[RECORDED INFORMATION start]
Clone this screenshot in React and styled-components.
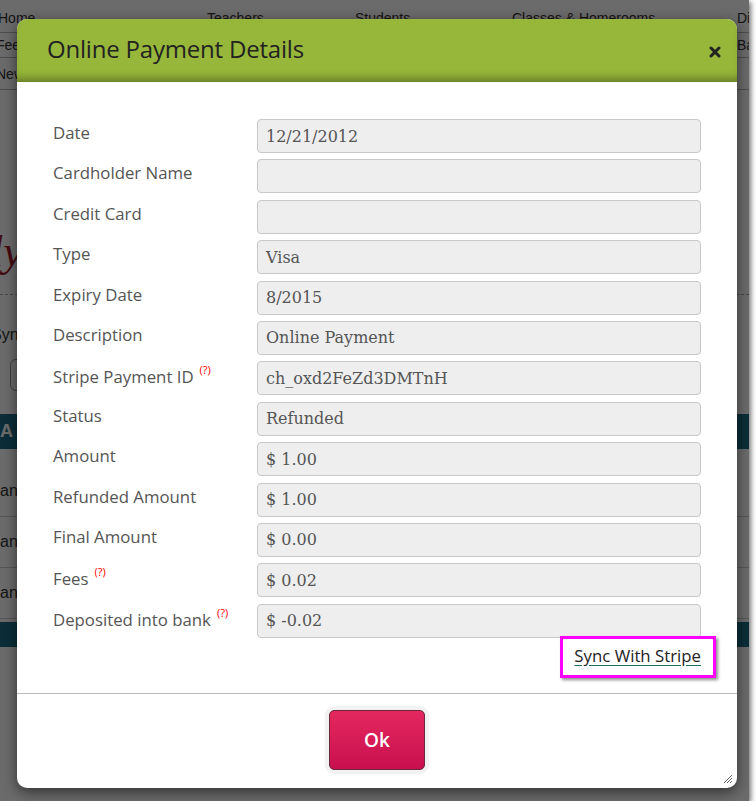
import React from 'react'
import styled, { createGlobalStyle } from 'styled-components'

const GlobalStyle = createGlobalStyle`
  html, body {
    margin: 0;
    padding: 0;
    background: #fff;
  }
  body {
    font-family: "Open Sans", "Liberation Sans", sans-serif;
  }
`

const Frame = styled.div`
  position: relative;
  width: 749px;
  height: 801px;
  overflow: hidden;
  background: #fff;
  box-shadow: 2px 2px 5px rgba(0, 0, 0, 0.55);
`

// the page that sits under the dialog
const Page = styled.div`
  display: flex;
  flex-direction: column;
  height: 100%;
  font-family: "Liberation Sans", Arial, sans-serif;
  font-size: 14px;
  color: #333;
`

const NavRow = styled.div`
  display: flex;
  height: ${({ h }) => h || 26}px;
  align-items: center;
  padding-top: ${({ pt }) => pt || 0}px;
  box-sizing: border-box;
  border-bottom: 1px solid ${({ line }) => line || 'transparent'};
  position: relative;
`

const NavItem = styled.span`
  position: absolute;
  left: ${({ x }) => x}px;
  white-space: nowrap;
`

const Logo = styled.div`
  height: 60px;
  margin: 132px 0 0 -9px;
  font-family: "Liberation Serif", serif;
  font-style: italic;
  font-size: 44px;
  color: #a01c2c;
  line-height: 60px;
`

const Dashed = styled.div`
  height: 0;
  border-top: 1px dashed #aaa;
  margin: 12px 0 0;
`

const SyncRow = styled.div`
  height: 40px;
  display: flex;
  align-items: center;
  padding-top: 20px;
  margin-left: -9px;
  font-size: 16px;
`

const GhostBox = styled.div`
  width: 60px;
  height: 30px;
  margin: 4px 0 0 10px;
  border: 1px solid #999;
  border-radius: 6px;
`

const Band = styled.div`
  height: ${({ h }) => h}px;
  margin-top: ${({ mt }) => mt || 0}px;
  background: #1e6f86;
  color: #fff;
  font-weight: bold;
  font-size: 18px;
  display: flex;
  align-items: center;
`

const TableRow = styled.div`
  height: 50px;
  margin-top: ${({ mt }) => mt || 0}px;
  display: flex;
  align-items: center;
  border-bottom: 1px solid #ccc;
  font-size: 16px;
`

const Backdrop = styled.div`
  position: absolute;
  inset: 0;
  background: rgba(0, 0, 0, 0.58);
`

const Modal = styled.div`
  position: absolute;
  left: 17px;
  top: 19px;
  width: 720px;
  height: 769px;
  display: flex;
  flex-direction: column;
  background: #fff;
  border-radius: 10px;
  box-shadow: 0 4px 14px rgba(0, 0, 0, 0.55);
`

const Header = styled.div`
  height: 63px;
  flex: none;
  display: flex;
  align-items: center;
  justify-content: space-between;
  padding: 0 16px 0 30px;
  background: #97b73a;
  border-radius: 10px 10px 0 0;
  box-shadow: inset 0 -9px 8px -5px rgba(0, 0, 0, 0.32);
`

const Title = styled.h1`
  margin: 0 0 4px;
  font-family: "Open Sans", sans-serif;
  font-weight: 400;
  font-size: 24px;
  color: #222;
  letter-spacing: -0.2px;
`

const CloseIcon = styled.svg`
  width: 12px;
  height: 12px;
  margin-top: 2px;
`

const Body = styled.div`
  padding: 37px 36px 15px;
  display: flex;
  flex-direction: column;
`

const Form = styled.div`
  display: grid;
  grid-template-columns: 204px 1fr;
  row-gap: 6.4px;
`

const Label = styled.div`
  font-size: 16.8px;
  color: #555;
  padding-top: ${({ help }) => (help ? 6 : 4)}px;
  line-height: 20px;
  white-space: nowrap;
`

const Help = styled.sup`
  color: #f00;
  font-size: 11px;
  line-height: 0;
  margin-left: 6px;
  vertical-align: 9px;
`

const Field = styled.div`
  height: 34px;
  box-sizing: border-box;
  padding: 0 8px;
  display: flex;
  align-items: center;
  background: #eee;
  border: 1px solid #c8c8c8;
  border-radius: 4px;
  font-family: "DejaVu Serif", "Liberation Serif", serif;
  font-size: 16px;
  color: #555;
`

const SyncLine = styled.div`
  display: flex;
  justify-content: flex-end;
  margin-top: -2px;
  margin-right: -15px;
`

const Highlight = styled.div`
  border: 3px solid #ff00ff;
  padding: 6px 12px 8px 11px;
  box-shadow: 2px 2px 3px rgba(0, 0, 0, 0.45);
`

const SyncLink = styled.a`
  font-family: "Open Sans", sans-serif;
  font-size: 16.8px;
  line-height: 22px;
  color: #222;
  text-decoration: underline;
  text-decoration-color: #1b6b6b;
  text-underline-offset: 3px;
  cursor: pointer;
`

const Footer = styled.div`
  border-top: 1px solid #bbb;
  flex: 1;
  display: flex;
  justify-content: center;
  align-items: flex-start;
  padding-top: 16px;
  position: relative;
`

const OkButton = styled.button`
  width: 96px;
  height: 60px;
  border: 1px solid #6a2a3c;
  border-radius: 5px;
  background: linear-gradient(#e4285f, #c9104f);
  color: #fff;
  font-family: "Open Sans", sans-serif;
  font-size: 19px;
  font-weight: 600;
  box-shadow: 0 0 0 4px #f2f2f2;
  cursor: pointer;
`

const Grip = styled.svg`
  position: absolute;
  right: 4px;
  bottom: 4px;
  width: 12px;
  height: 12px;
`

const rows = [
  { label: 'Date', value: '12/21/2012' },
  { label: 'Cardholder Name', value: '' },
  { label: 'Credit Card', value: '' },
  { label: 'Type', value: 'Visa' },
  { label: 'Expiry Date', value: '8/2015' },
  { label: 'Description', value: 'Online Payment' },
  { label: 'Stripe Payment ID', value: 'ch_oxd2FeZd3DMTnH', help: true },
  { label: 'Status', value: 'Refunded' },
  { label: 'Amount', value: '$ 1.00' },
  { label: 'Refunded Amount', value: '$ 1.00' },
  { label: 'Final Amount', value: '$ 0.00' },
  { label: 'Fees', value: '$ 0.02', help: true },
  { label: 'Deposited into bank', value: '$ -0.02', help: true },
]

const App = () => {
  return (
    <>
      <GlobalStyle />
      <Frame>
        <Page>
          <NavRow h={33} pt={4} line="#bbb">
            <NavItem x={-2}>Home</NavItem>
            <NavItem x={207}>Teachers</NavItem>
            <NavItem x={355}>Students</NavItem>
            <NavItem x={512}>Classes &amp; Homerooms</NavItem>
            <NavItem x={737}>Dis</NavItem>
          </NavRow>
          <NavRow h={25} line="#bbb">
            <NavItem x={-4}>Fee</NavItem>
            <NavItem x={737}>Ba</NavItem>
          </NavRow>
          <NavRow h={32} line="#bbb">
            <NavItem x={-4}>New</NavItem>
          </NavRow>
          <Logo>ly</Logo>
          <Dashed />
          <SyncRow>Sync</SyncRow>
          <GhostBox />
          <Band h={35} mt={23}>A</Band>
          <TableRow mt={17}>an</TableRow>
          <TableRow>an</TableRow>
          <TableRow>an</TableRow>
          <Band h={25} mt={3} />
        </Page>
        <Backdrop />
        <Modal>
          <Header>
            <Title>Online Payment Details</Title>
            <CloseIcon viewBox="0 0 12 12">
              <path d="M2 2 L10 10 M10 2 L2 10" stroke="#222" strokeWidth="3" strokeLinecap="round" />
            </CloseIcon>
          </Header>
          <Body>
            <Form>
              {rows.map((r) => (
                <React.Fragment key={r.label}>
                  <Label help={r.help}>
                    {r.label}
                    {r.help && <Help>(?)</Help>}
                  </Label>
                  <Field>{r.value}</Field>
                </React.Fragment>
              ))}
            </Form>
            <SyncLine>
              <Highlight>
                <SyncLink>Sync With Stripe</SyncLink>
              </Highlight>
            </SyncLine>
          </Body>
          <Footer>
            <OkButton>Ok</OkButton>
            <Grip viewBox="0 0 12 12">
              <path d="M11 3 L3 11 M11 6 L6 11 M11 9 L9 11" stroke="#666" strokeWidth="1" />
            </Grip>
          </Footer>
        </Modal>
      </Frame>
    </>
  )
}

export default App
[RECORDED INFORMATION end]
- [EXERCISE PROMPT] Pick out each line above that includes "components" and show it.

- [EXPECTED OUTPUT]
Clone this screenshot in React and styled-components.
import styled, { createGlobalStyle } from 'styled-components'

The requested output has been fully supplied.